8. Have New Experiences
Again, this isn’t the kind of thing you want to do simply to boost your child academically:
“We’re off to the Science Museum today, Johnnie: the word ‘antimatter’ might come up in the 11+.”
Most likely, you’re already going on regular trips with your kids, but it’s important to realise how beneficial they can be. Introducing your child to new places, cultures and experiences will broaden their mind. Their vocabulary will follow.
Obviously, in an ideal world we would all be jetting off to Machu Picchu and The Forbidden City every second weekend, but thankfully it’s also possible to have exciting new experiences much closer to home. Look out for exhibitions, events and museums in your hometown that might pique your child’s interest. Almost all offer discounts for children, and many of them are completely free.
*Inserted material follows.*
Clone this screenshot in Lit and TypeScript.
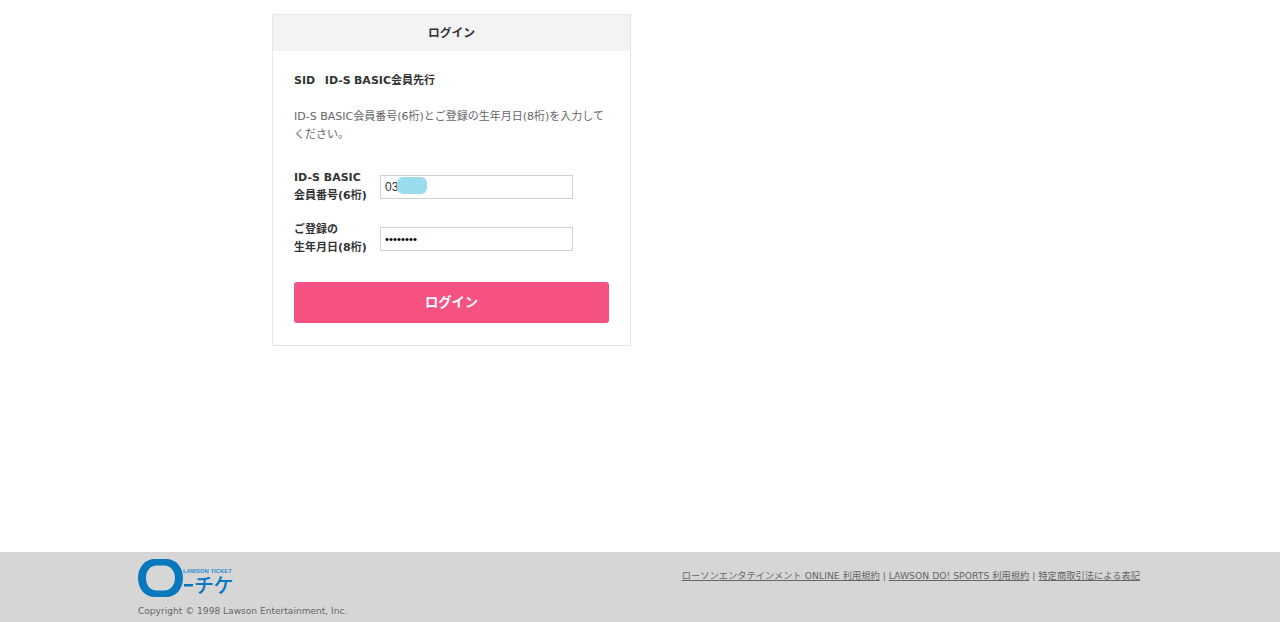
import { LitElement, html, css } from "lit";
import { customElement } from "lit/decorators.js";

@customElement("app-root")
export class AppRoot extends LitElement {
  static styles = css`
    :host {
      display: flex;
      flex-direction: column;
      height: 622px;
      overflow: hidden;
      background: #fff;
      color: #333;
      font-family: "DejaVu Sans", "Noto Sans CJK JP", sans-serif;
    }
    .main {
      flex: 1;
      padding: 14px 0 0 272px;
    }
    .card {
      box-sizing: border-box;
      width: 359px;
      height: 332px;
      border: 1px solid #e6e6e6;
    }
    .head {
      box-sizing: border-box;
      height: 36px;
      padding-bottom: 3px;
      background: #f3f3f3;
      display: flex;
      align-items: center;
      justify-content: center;
      font-size: 11.8px;
      font-weight: 700;
      font-family: "Noto Sans CJK JP", sans-serif;
    }
    .body {
      padding: 21px 20px 0 21px;
      display: flex;
      flex-direction: column;
    }
    .title {
      font-size: 11px;
      font-weight: 700;
      line-height: 18px;
      white-space: pre;
      word-spacing: -0.6px;
    }
    .desc {
      margin: 18px 0 0;
      font-size: 11px;
      line-height: 18px;
      color: #666;
    }
    .row {
      display: flex;
      align-items: center;
      gap: 13px;
    }
    .row.first { margin-top: 25px; }
    .row.second { margin-top: 16px; }
    .lab {
      width: 73px;
      font-size: 11px;
      font-weight: 700;
      line-height: 18px;
      white-space: nowrap;
    }
    .field { position: relative; display: flex; }
    input {
      box-sizing: border-box;
      width: 193px;
      height: 24px;
      border: 1px solid #d0d0d0;
      padding: 0 4px;
      margin: 0;
      outline: none;
      background: #fff;
      color: #333;
      font-family: "Liberation Sans", sans-serif;
      font-size: 12px;
    }
    input[type="password"] { color: #000; font-size: 11.4px; }
    .mask {
      position: absolute;
      left: 17px;
      top: 2px;
      width: 30px;
      height: 17px;
      border-radius: 6px;
      background: #9bdcec;
    }
    .btn {
      box-sizing: border-box;
      margin-top: 25px;
      width: 315px;
      height: 41px;
      border: 0;
      border-radius: 3px;
      background: #f55282;
      color: #fff;
      font-family: "Noto Sans CJK JP", sans-serif;
      font-size: 13.3px;
      font-weight: 700;
      padding: 0 0 3px;
    }
    .foot {
      height: 70px;
      background: #d6d6d6;
      padding: 0 140px 0 138px;
      display: flex;
      justify-content: space-between;
      align-items: flex-start;
      color: #666;
    }
    .brand { display: flex; flex-direction: column; }
    .logo {
      margin-top: 7px;
      height: 38px;
      width: 96px;
      position: relative;
    }
    .logo svg { display: block; }
    .lt {
      position: absolute;
      left: 45px;
      top: 8.5px;
      font-family: "Liberation Sans", sans-serif;
      font-weight: 700;
      font-size: 5.9px;
      line-height: 7px;
      white-space: nowrap;
      color: #2a8fcb;
    }
    .kana {
      position: absolute;
      left: 56px;
      top: 16px;
      font-family: "Noto Sans CJK JP", sans-serif;
      font-weight: 500;
      font-size: 20px;
      line-height: 20px;
      letter-spacing: -0.5px;
      white-space: nowrap;
      color: #0878bd;
    }
    .copy {
      margin-top: 8px;
      font-size: 9.07px;
      line-height: 13px;
      white-space: nowrap;
    }
    .links {
      margin-top: 17px;
      font-size: 9.27px;
      line-height: 14px;
      white-space: nowrap;
    }
    .links a { color: #666; text-decoration: underline; }
  `;

  render() {
    return html`
      <div class="main">
        <section class="card">
          <div class="head">ログイン</div>
          <div class="body">
            <div class="title">SID   ID-S BASIC会員先行</div>
            <p class="desc">ID-S BASIC会員番号(6桁)とご登録の生年月日(8桁)を入力してください。</p>
            <div class="row first">
              <div class="lab">ID-S BASIC<br />会員番号(6桁)</div>
              <div class="field">
                <input type="text" value="03" />
                <span class="mask"></span>
              </div>
            </div>
            <div class="row second">
              <div class="lab">ご登録の<br />生年月日(8桁)</div>
              <div class="field"><input type="password" value="19900101" /></div>
            </div>
            <button class="btn">ログイン</button>
          </div>
        </section>
      </div>
      <footer class="foot">
        <div class="brand">
          <div class="logo">
            <svg width="56" height="38" viewBox="0 0 56 38">
              <path fill="#0878bd" fill-rule="evenodd" d="M17 0h11c10 0 17 8 17 19s-7 19-17 19H17C7 38 0 30 0 19S7 0 17 0ZM19 6.500C12 6.500 8 12 8 19s4 12.500 11 12.500h7c7 0 11-6 11-12.500S33 6.500 26 6.500Z"></path>
              <rect x="46" y="25" width="9" height="2.500" fill="#0878bd"></rect>
            </svg>
            <span class="lt">LAWSON TICKET</span>
            <span class="kana">チケ</span>
          </div>
          <div class="copy">Copyright © 1998 Lawson Entertainment, Inc.</div>
        </div>
        <div class="links">
          <a href="#">ローソンエンタテインメント ONLINE 利用規約</a> | <a href="#">LAWSON DO! SPORTS 利用規約</a> | <a href="#">特定商取引法による表記</a>
        </div>
      </footer>
    `;
  }
}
9. Appeal to their humanity: introduce them to Freerice.com
Freerice.com is an awesome little resource that boosts your child’s vocabulary whilst doing good for the world.
The idea is simple:
Click on the correct answer by choosing the meaning of the word. If you get it right, you get a harder word. If you get it wrong, you get an easier one.
For every word you get right, ten grains of rice are donated to the United Nations World Food Programme. No word of a lie. It shows you a little picture of a bowl that slowly fills with the rice you’re donating as you mark correct answers. It really is a very addictive game. I just got hooked playing it for ten solid minutes after I hopped on the site just now to get the link.
So, there you have it.
I know it’s not easy. You can wave every one of these things underneath your kid’s nose, and they still mightn’t deign to take a sniff. It’s worth a try, though.
In any case, if they fail to broaden your child’s vocabulary, they’re almost certain to broaden their mind.
Even if the caveman grunts continue.